Попытку убить Распутина совершила крестьянка Сызранского уезда Симбирской губернии, проживавшая последнее время в Царицыне и зарабатывавшая на жизнь швейным делом — Феония Кузьминична Гусева, некоторые газеты с первых же репортажей стали величать её Хионией.

Деревенский староста выделил место, в котором могли бы работать следователи, дознаватели, прочий высокий люд, который, надо полагать, прибудет сюда аж из самого Петербурга (не говоря уже о губернском городе Тобольске). Закуток, имевшийся при доме полицейского урядника Швалева, был укреплён и преображён в сельскую тюрьму, куда Гусеву и поместили на время.

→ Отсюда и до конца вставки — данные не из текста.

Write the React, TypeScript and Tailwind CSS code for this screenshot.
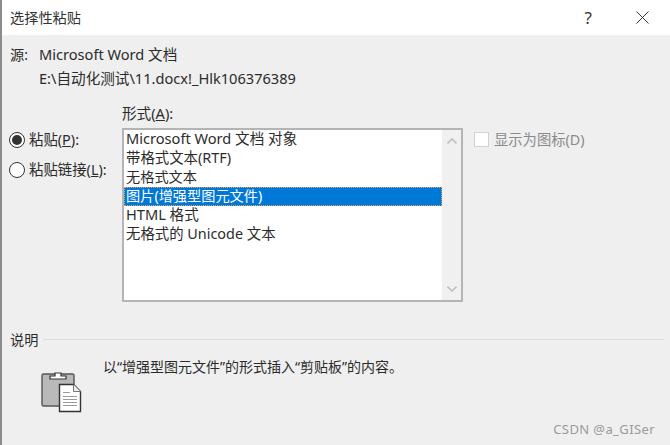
const font = { fontFamily: '"Noto Sans", "Noto Sans CJK SC", sans-serif' }

const formats = [
  { label: 'Microsoft Word 文档 对象', size: 'text-[14.6px]' },
  { label: '带格式文本(RTF)', size: 'text-[14.4px]' },
  { label: '无格式文本', size: 'text-[14.2px]' },
  { label: '图片(增强型图元文件)', size: 'text-[14.2px]' },
  { label: 'HTML 格式', size: 'text-[14.6px]' },
  { label: '无格式的 Unicode 文本', size: 'text-[14.4px]' },
]

function Radio({ checked }: { checked?: boolean }) {
  return (
    <span className="flex h-[16px] w-[16px] shrink-0 items-center justify-center rounded-full border border-[#333] bg-white">
      {checked && <span className="h-[10px] w-[10px] rounded-full bg-[#333]" />}
    </span>
  )
}

function ClipboardIcon() {
  return (
    <svg width="42" height="44" viewBox="0 0 42 44" className="shrink-0">
      <rect x="1" y="5" width="32" height="32" rx="1.5" fill="#b9b9b9" stroke="#555" strokeWidth="1.4" />
      <path d="M9 10V7h5V4h6v3h5v3z" fill="#fff" stroke="#333" strokeWidth="1.2" />
      <path d="M18.5 15.5h14l7 7v20h-21z" fill="#fff" stroke="#333" strokeWidth="1.4" />
      <path d="M32.5 15.5v7h7" fill="#eee" stroke="#777" strokeWidth="1" />
      <path d="M22 23.5h7M22 27.5h14M22 30.5h14M22 33.5h14M22 36.5h14" stroke="#999" strokeWidth="1.1" />
    </svg>
  )
}

export default function App() {
  return (
    <div style={font} className="relative flex h-[445px] w-[670px] flex-col overflow-hidden border-l-2 border-[#8c8c8c] bg-[#efefef] text-[14.6px] leading-[19px] text-[#2b2b2b]">
      {/* Title bar */}
      <div className="flex h-[35px] shrink-0 items-center justify-between bg-white pl-2 pr-[21px]">
        <span className="text-[14.2px] leading-[17px] text-[#333]">选择性粘贴</span>
        <div className="flex items-center gap-[44px]">
          <span className="text-[17px] text-[#333]">?</span>
          <svg width="13" height="13" viewBox="0 0 13 13">
            <path d="M.5.5l12 12M12.5.5l-12 12" stroke="#333" strokeWidth="1" fill="none" />
          </svg>
        </div>
      </div>

      {/* Source */}
      <div className="mt-[10px] flex pl-2">
        <span className="w-[29px] text-[14.2px]">源:</span>
        <div className="flex flex-col gap-[5px]">
          <span>Microsoft Word 文档</span>
          <span>E:\自动化测试\11.docx!_Hlk106376389</span>
        </div>
      </div>

      {/* Format chooser */}
      <div className="mt-[16px] flex">
        <div className="mt-[26px] flex w-[120px] flex-col gap-[11px] pl-[7px] text-[14.4px]">
          <label className="flex items-center gap-[4px]">
            <Radio checked />
            <span>粘贴(<span className="underline">P</span>):</span>
          </label>
          <label className="flex items-center gap-[4px]">
            <Radio />
            <span>粘贴链接(<span className="underline">L</span>):</span>
          </label>
        </div>
        <div className="flex flex-col">
          <span className="mb-[5px]">形式(<span className="underline">A</span>):</span>
          <div className="flex h-[174px] w-[341px] border-2 border-[#b4b4b8] bg-white">
            <ul className="flex-1">
              {formats.map((f, i) => (
                <li
                  key={f.label}
                  className={
                    i === 3
                      ? `h-[19px] bg-[#0078d7] pl-[2px] leading-[17px] text-white outline-1 -outline-offset-1 outline-dotted outline-[#e8a060] ${f.size}`
                      : `h-[19px] pl-[2px] leading-[17px] ${f.size}`
                  }
                >
                  {f.label}
                </li>
              ))}
            </ul>
            <div className="flex w-[19px] flex-col items-center justify-between bg-[#f0f0f0] py-[8px]">
              <svg width="10" height="6" viewBox="0 0 10 6"><path d="M.5 5.5L5 1l4.5 4.5" stroke="#c0c0c0" strokeWidth="1.6" fill="none" /></svg>
              <svg width="10" height="6" viewBox="0 0 10 6"><path d="M.5.5L5 5l4.5-4.5" stroke="#c0c0c0" strokeWidth="1.6" fill="none" /></svg>
            </div>
          </div>
        </div>
        <div className="ml-[11px] mt-[26px] flex h-[19px] items-center gap-[5px] text-[14.3px] text-[#8a8a8a]">
          <span className="h-[15px] w-[15px] border border-[#d2d2d2] bg-white" />
          <span>显示为图标(D)</span>
        </div>
      </div>

      {/* Description */}
      <div className="mt-[28px] flex items-center gap-[5px] pl-2 pr-[6px] text-[14.2px]">
        <span>说明</span>
        <div className="h-px flex-1 bg-[#dcdcdc]" />
      </div>
      <div className="mt-[8px] flex pl-[39px]">
        <div className="mt-[12px]"><ClipboardIcon /></div>
        <span className="ml-[20px] text-[14px]">以“增强型图元文件”的形式插入“剪贴板”的内容。</span>
      </div>

      {/* Watermark */}
      <span className="absolute bottom-[8px] right-[15px] text-[13px] leading-[16px] tracking-[0.4px] text-[#9a9a9a]">CSDN @a_GISer</span>
    </div>
  )
}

Впрочем, из Тобольска вскоре прискакал полицейский чин, бледный, потный, с порванным в пройме мундиром, и первым делом арестовал самого урядника, упёк его в кутузку за то, что «допустил убийство», срок ареста определил небольшой, но обидный — неделю, следом арестовали старосту Шокирова и десятского Кодунина — за то, что «не предупредили покушения». Срок дал побольше — две недели.

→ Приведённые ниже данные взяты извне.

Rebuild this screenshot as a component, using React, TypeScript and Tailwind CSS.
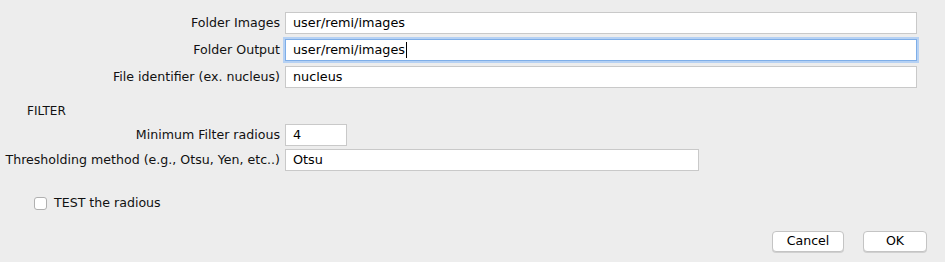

В Покровское, переполненное народом, прибыло несколько полицейских нарядов, поговаривали даже о том, что прискачут казаки, целый эскадрон.

Распутин по-прежнему находился без сознания, тяжело дышал, в крепкой груди его что-то ржаво поскрипывало, булькало, запавший рот стал тёмным. Врачей — особенно тобольского профессора — беспокоило то, что он никак не может умереть, как и то, что Распутин никак не может прийти в сознание — перед смертью люди всегда приходят в себя. Организм этого человека сам защищал себя, если бы Распутин переносил боль, находясь в сознании — из раны вместе с сукровицей уже потёк гной, воспалительные процессы происходили стремительно, — он давно бы умер от боли, сердце не выдержало бы, лопнуло. Иногда раненый что-то произносил, но что конкретно — не разобрать, слова срывались с губ мятые, чужие, словно бы Распутин пытался объясниться на неведомом языке.

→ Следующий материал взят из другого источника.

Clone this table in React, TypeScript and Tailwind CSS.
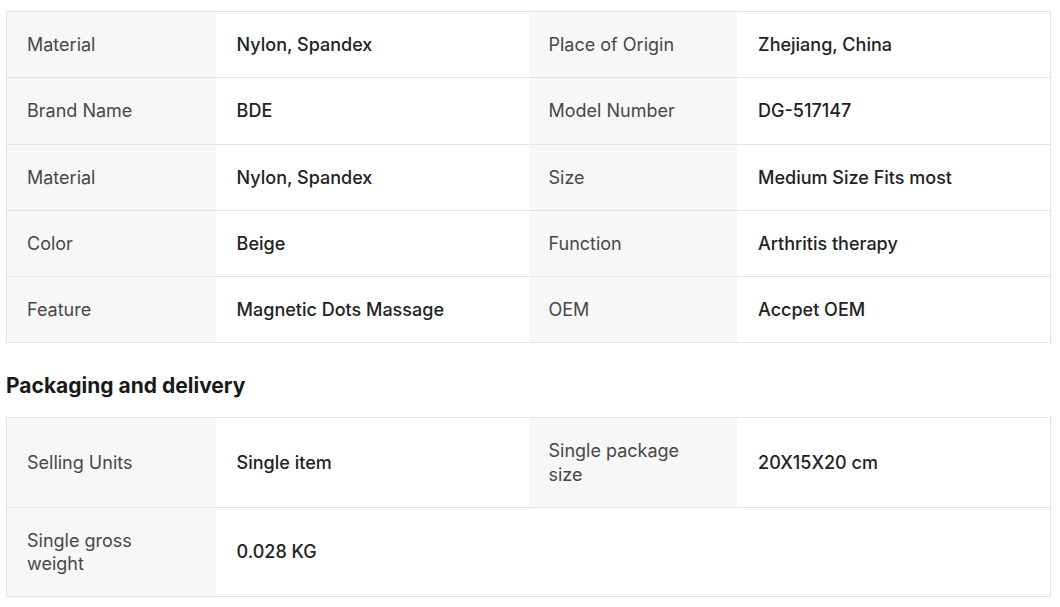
type Cell = { label?: string; value?: string };

const specs: Cell[][] = [
  [
    { label: "Material", value: "Nylon, Spandex" },
    { label: "Place of Origin", value: "Zhejiang, China" },
  ],
  [
    { label: "Brand Name", value: "BDE" },
    { label: "Model Number", value: "DG-517147" },
  ],
  [
    { label: "Material", value: "Nylon, Spandex" },
    { label: "Size", value: "Medium Size Fits most" },
  ],
  [
    { label: "Color", value: "Beige" },
    { label: "Function", value: "Arthritis therapy" },
  ],
  [
    { label: "Feature", value: "Magnetic Dots Massage" },
    { label: "OEM", value: "Accpet OEM" },
  ],
];

const packaging: Cell[][] = [
  [
    { label: "Selling Units", value: "Single item" },
    { label: "Single package size", value: "20X15X20 cm" },
  ],
  [{ label: "Single gross weight", value: "0.028 KG" }, {}],
];

const AttrTable = ({ rows }: { rows: Cell[][] }) => {
  return (
    <div className="border border-[#e3e3e3]">
      {rows.map((row, i) => (
        <div
          key={i}
          className={`grid grid-cols-[2fr_3fr_2fr_3fr] ${
            i > 0 ? "border-t border-[#e3e3e3]" : ""
          }`}
        >
          {row.map((c, j) => (
            <div key={j} className="contents">
              <div
                className={`flex items-center pl-[20px] pr-[30px] py-[21px] leading-[23.25px] text-[#474747] ${
                  c.label ? "bg-[#f7f7f7]" : "bg-white"
                }`}
              >
                {c.label}
              </div>
              <div className="flex items-center pl-[21px] pr-[20px] py-[21px] leading-[23.25px] font-medium text-[#222222]">
                {c.value}
              </div>
            </div>
          ))}
        </div>
      ))}
    </div>
  );
};

export default function App() {
  return (
    <div className="bg-white min-h-[607px] pt-[11px] pl-[6px] pr-[9px] text-[18px] font-['Inter',sans-serif]">
      <AttrTable rows={specs} />
      <h2 className="mt-[29px] mb-[17px] text-[21px] leading-[28px] font-bold text-[#1a1a1a]">
        Packaging and delivery
      </h2>
      <AttrTable rows={packaging} />
    </div>
  );
}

— Надо же, организм какой дюжий! Будто из железа, — удивлялся тобольский профессор, — до сих пор не умирает, он ещё три часа назад должен был умереть, а не умирает.

Профессор щупал пульс, слушал грудь Распутина, тыкая в неё плоским эбонитовым пятачком трубки, вглядывался в рану, удивлённо качал головой, потом переводил взгляд на окно, где толкался, шумел народ. Отметил, что среди шумевших много калек с Георгиевскими крестами.

   — Наград — как на царском балу, — сказал он, — в глазах бело.

   — От чего бело?

   — От серебра.

Появилось несколько стражников на конях. Стражники рассекли, растолкали людей, отжали от распутинского дома. Гул за окном угас, слышны были только выкрики стражников да хлёсткие удары плёток.

   — Теперь поспокойнее будет, — удовлетворённо проговорил профессор.

Тюменские врачи промолчали. Об операции они уже не говорили, маститый тоболец убедил их, что Распутин умрёт под скальпелем и тогда им придётся отвечать за «старца». А кому охота ставить свою молодую жизнь в зависимость от старой рухляди? Тюменцы замкнулись, побледнели; судя по их лицам, они были сами себе противны.

Распутин умирал.

Первым о беде Распутина в Петербурге узнал министр внутренних дел Маклаков — ему прислал телеграмму тобольский губернатор. Маклаков дал немедленное распоряжение собрать всё, что есть о Феонии Гусевой, и вообще, что она делала в последние годы и особенно в последнее время. Через несколько часов у него на столе лежал листок бумаги. «Феония Гусева. С 3 марта находилась в Ялте вместе с Распутиным, следила за ним, вместе с Распутиным приехала сюда и из Санкт-Петербурга, в одном поезде. В последний раз в полицейских списках Санкт-Петербурга значится в декабре 1911 года. Место её последней прописки — ночлежный дом Маконина на Обводном канале. Пользовалась уважением. Благонадёжна. Есть деньги, и немалые. На почве истощения случались припадки. Богомольная. Твердила, что должна избавить людей от лжепророка».

Маклаков трижды перечитал тот листок, соображая, надо ли о происшествии докладывать государю или подождать, в конце концов решил, что можно и повременить: ранение Распутина — это не расстрел рабочих на золотых разработках и не волнения астраханских татар — Распутин подождёт.

   — Значит, живёт эта Феония в Царицыне, а в столице бывает лишь наездами? — задумчиво проговорил Маклаков, глядя на жандармского полковника Васильева, составившего ему справку. — Значит, гастролёрша, значит, актриса?